PROBLEM DESCRIPTION:
In the data that follows, count every line holding the string "Recreate" and give the count alone.
::::::::::
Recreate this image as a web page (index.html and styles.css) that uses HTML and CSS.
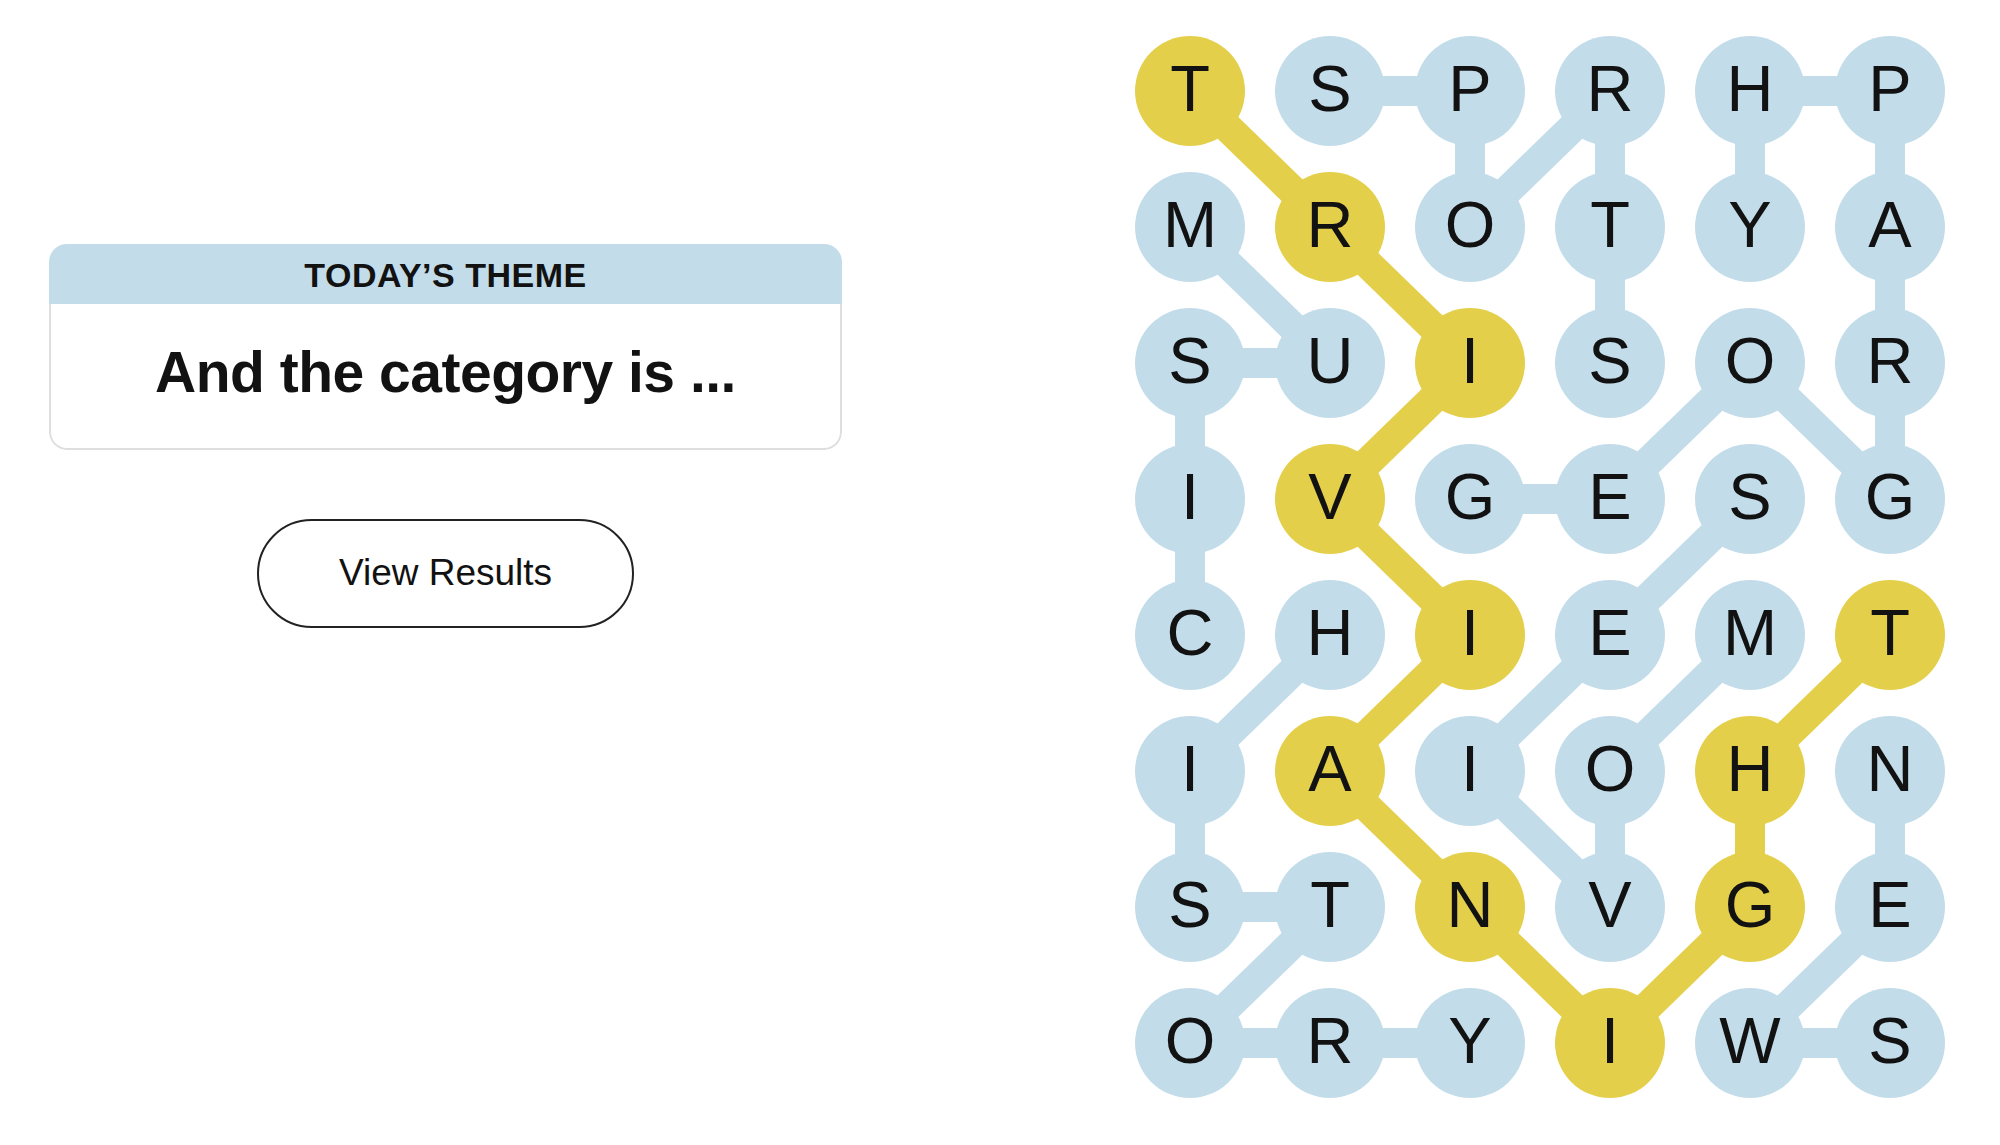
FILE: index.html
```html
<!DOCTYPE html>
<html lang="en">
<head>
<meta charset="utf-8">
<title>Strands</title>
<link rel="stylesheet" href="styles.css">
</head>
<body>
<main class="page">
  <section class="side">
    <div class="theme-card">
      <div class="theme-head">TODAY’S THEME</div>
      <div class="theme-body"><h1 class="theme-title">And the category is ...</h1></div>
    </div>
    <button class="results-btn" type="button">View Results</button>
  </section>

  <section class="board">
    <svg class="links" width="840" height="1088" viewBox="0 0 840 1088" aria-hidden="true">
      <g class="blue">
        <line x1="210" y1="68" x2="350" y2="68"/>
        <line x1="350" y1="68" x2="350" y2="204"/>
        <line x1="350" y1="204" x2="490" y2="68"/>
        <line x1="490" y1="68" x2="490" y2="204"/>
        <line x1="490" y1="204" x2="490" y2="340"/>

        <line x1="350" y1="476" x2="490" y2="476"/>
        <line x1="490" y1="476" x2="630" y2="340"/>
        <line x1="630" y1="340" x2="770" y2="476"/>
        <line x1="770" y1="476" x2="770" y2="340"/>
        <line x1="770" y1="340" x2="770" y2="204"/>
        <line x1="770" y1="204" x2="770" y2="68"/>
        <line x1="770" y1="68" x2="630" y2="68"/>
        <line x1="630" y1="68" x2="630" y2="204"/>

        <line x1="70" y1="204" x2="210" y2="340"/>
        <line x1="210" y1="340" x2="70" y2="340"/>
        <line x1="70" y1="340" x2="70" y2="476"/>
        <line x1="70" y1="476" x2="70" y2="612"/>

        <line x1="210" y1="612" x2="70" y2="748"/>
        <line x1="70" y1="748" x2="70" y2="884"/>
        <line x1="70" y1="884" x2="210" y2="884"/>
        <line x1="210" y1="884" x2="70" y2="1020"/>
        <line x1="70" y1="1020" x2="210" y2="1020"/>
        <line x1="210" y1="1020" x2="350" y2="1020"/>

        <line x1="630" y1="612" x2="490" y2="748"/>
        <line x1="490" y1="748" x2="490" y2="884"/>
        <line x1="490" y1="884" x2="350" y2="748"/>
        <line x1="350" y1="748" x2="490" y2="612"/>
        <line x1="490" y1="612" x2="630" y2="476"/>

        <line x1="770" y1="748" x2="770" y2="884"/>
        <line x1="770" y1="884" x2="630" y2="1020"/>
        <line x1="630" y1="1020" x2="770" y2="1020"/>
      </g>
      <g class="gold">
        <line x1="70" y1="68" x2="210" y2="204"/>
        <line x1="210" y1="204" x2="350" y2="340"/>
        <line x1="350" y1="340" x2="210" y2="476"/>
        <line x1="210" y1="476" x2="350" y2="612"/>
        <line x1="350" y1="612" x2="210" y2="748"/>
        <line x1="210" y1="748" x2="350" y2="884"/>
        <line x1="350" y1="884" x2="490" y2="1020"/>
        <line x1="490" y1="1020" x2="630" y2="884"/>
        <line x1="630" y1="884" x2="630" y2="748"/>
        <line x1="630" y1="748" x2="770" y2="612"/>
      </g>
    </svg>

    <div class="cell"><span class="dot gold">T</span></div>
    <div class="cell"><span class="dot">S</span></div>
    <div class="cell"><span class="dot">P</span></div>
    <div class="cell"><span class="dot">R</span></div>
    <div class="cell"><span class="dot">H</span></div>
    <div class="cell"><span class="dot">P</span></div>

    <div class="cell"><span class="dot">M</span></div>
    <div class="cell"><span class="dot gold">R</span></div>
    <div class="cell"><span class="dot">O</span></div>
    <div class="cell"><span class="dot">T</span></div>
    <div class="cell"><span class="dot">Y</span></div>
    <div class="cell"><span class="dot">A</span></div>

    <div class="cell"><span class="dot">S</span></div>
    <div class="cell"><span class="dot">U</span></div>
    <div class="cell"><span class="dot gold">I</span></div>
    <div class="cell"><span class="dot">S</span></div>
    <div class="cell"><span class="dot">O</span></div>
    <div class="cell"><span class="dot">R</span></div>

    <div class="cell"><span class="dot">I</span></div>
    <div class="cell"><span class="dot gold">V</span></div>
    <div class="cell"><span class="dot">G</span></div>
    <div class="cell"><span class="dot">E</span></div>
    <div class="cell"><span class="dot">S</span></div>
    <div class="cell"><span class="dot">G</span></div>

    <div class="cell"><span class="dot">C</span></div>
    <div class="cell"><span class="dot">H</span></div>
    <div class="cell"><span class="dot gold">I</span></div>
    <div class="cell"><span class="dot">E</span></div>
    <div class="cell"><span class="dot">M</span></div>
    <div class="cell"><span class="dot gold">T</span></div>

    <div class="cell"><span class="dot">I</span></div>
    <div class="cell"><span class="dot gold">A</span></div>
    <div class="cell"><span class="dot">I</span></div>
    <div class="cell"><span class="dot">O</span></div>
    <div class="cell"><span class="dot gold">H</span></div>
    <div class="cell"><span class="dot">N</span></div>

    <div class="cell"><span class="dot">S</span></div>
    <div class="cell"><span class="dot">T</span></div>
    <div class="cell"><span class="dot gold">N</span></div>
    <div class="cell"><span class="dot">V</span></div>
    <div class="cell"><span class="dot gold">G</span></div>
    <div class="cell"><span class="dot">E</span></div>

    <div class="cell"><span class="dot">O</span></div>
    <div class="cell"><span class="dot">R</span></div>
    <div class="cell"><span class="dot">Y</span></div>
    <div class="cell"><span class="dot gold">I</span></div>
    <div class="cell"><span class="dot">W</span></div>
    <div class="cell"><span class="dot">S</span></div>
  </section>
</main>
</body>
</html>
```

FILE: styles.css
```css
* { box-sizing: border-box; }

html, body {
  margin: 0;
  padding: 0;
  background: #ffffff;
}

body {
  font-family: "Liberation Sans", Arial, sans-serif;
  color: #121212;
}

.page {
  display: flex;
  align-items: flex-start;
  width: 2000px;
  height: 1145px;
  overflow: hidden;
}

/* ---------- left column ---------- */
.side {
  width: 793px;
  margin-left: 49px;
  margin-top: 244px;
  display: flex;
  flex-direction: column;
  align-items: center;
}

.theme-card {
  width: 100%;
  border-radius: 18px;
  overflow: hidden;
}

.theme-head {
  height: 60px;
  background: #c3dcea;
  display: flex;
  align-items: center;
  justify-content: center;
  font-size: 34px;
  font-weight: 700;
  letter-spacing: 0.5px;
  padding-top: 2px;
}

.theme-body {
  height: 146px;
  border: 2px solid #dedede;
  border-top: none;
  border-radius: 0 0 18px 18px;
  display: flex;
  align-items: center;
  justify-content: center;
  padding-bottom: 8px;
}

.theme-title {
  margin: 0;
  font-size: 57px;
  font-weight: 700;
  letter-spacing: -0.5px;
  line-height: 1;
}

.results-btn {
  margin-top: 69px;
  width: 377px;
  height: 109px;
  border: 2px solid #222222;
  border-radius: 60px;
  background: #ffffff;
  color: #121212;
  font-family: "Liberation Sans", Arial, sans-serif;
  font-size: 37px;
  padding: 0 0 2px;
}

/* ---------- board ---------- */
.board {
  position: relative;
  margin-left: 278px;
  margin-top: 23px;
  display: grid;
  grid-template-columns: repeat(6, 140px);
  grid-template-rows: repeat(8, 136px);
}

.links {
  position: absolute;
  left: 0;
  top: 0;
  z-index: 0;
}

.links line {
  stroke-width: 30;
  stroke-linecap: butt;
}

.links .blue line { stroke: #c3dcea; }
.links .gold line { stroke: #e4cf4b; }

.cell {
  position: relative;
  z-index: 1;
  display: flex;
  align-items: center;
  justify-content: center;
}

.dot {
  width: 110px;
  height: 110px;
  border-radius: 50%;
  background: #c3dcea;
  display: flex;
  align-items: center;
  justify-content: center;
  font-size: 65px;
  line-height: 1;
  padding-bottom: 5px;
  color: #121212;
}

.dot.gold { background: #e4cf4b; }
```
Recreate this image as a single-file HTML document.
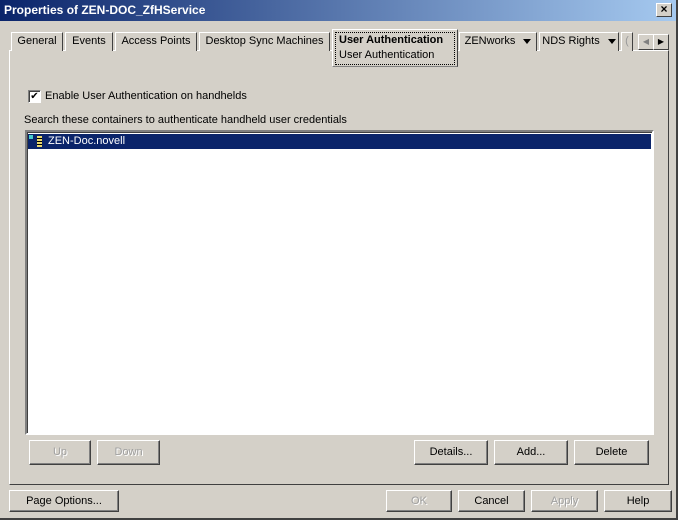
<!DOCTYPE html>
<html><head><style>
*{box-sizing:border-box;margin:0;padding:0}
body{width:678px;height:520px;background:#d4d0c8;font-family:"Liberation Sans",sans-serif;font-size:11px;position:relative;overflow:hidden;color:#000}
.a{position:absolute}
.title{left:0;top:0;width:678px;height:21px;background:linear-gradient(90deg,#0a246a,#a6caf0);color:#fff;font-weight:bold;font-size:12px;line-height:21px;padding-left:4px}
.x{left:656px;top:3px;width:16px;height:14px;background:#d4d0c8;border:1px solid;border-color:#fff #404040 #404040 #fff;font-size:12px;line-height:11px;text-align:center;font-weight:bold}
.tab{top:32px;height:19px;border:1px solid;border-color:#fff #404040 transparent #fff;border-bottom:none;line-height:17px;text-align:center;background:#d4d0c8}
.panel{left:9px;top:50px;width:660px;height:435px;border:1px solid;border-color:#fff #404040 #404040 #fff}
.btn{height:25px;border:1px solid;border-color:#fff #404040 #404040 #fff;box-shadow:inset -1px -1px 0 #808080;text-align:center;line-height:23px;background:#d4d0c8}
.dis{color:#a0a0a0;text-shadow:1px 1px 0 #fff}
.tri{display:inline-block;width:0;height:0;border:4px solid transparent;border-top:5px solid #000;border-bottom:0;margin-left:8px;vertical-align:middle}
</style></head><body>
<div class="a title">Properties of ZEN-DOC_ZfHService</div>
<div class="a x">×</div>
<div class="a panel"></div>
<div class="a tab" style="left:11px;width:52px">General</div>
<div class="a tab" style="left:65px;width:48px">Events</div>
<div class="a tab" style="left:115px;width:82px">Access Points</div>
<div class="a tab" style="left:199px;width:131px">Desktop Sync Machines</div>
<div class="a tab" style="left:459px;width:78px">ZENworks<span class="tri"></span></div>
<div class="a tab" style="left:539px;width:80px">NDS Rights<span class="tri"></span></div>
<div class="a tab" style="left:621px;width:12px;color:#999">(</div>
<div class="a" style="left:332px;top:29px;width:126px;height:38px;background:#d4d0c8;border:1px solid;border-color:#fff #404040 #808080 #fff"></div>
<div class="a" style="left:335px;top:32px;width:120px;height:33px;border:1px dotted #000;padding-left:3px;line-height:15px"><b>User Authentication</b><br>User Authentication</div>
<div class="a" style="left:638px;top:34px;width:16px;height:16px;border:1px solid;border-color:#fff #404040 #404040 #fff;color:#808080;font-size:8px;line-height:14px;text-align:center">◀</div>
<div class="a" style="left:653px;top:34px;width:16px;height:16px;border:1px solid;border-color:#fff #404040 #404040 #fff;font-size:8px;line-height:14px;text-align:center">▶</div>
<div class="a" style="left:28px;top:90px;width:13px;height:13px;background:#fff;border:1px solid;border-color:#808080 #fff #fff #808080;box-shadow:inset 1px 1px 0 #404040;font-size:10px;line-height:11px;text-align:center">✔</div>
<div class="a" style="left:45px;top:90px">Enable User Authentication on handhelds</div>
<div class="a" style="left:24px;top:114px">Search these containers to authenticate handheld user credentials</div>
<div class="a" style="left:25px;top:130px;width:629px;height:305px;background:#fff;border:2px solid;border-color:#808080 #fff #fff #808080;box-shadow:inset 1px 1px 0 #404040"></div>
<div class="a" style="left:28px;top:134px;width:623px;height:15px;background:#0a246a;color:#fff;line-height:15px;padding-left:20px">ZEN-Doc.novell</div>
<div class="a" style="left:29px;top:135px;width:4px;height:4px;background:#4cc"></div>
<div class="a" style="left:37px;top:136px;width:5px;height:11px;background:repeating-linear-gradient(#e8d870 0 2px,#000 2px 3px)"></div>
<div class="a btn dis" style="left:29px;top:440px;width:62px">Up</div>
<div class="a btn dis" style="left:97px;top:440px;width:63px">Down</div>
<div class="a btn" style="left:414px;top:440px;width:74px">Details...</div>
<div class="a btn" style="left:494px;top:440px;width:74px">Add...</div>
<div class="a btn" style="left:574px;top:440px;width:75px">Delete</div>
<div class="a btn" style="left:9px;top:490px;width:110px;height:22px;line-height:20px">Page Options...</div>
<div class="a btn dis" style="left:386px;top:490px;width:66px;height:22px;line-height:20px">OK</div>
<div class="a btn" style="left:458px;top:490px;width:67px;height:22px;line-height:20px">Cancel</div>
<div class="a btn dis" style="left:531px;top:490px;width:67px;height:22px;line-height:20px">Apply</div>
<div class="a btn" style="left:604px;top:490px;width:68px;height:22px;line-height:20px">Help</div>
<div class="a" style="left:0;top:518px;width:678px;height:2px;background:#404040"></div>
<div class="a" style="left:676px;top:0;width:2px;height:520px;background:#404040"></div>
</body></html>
::::::::::
THE RESULT:
2